■ **Dataset section**:
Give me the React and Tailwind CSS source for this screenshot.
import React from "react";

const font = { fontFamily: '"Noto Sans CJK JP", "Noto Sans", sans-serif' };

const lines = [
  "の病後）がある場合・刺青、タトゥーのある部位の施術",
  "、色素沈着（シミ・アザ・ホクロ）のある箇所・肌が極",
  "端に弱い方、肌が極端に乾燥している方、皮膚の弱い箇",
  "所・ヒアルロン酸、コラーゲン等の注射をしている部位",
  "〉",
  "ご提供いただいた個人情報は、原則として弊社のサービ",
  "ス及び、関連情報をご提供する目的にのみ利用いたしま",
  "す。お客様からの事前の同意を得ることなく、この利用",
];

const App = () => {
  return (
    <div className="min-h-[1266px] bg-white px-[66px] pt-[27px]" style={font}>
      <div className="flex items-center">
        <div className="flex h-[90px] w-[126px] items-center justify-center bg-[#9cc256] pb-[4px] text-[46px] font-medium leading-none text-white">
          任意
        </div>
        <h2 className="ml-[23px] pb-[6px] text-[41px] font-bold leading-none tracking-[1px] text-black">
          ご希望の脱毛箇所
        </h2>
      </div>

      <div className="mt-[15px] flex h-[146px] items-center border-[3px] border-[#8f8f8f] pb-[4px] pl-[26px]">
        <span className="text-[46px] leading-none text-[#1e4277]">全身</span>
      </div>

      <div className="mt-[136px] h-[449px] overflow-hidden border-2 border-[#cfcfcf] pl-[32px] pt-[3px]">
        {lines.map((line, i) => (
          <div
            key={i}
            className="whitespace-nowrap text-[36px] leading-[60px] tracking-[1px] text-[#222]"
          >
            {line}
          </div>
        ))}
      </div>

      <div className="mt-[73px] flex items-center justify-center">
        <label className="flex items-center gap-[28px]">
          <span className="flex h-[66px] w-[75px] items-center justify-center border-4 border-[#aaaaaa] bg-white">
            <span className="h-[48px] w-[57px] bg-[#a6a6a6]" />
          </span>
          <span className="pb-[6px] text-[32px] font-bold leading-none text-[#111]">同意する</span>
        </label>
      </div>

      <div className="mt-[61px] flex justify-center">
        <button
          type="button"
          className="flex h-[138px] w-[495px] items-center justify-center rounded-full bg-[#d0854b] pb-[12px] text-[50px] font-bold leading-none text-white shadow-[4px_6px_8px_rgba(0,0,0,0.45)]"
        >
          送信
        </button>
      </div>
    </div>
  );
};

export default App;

■ **Requirement**:
Look through the material and say how many lines hold "React". Give the number only.

■ **Final result**:
2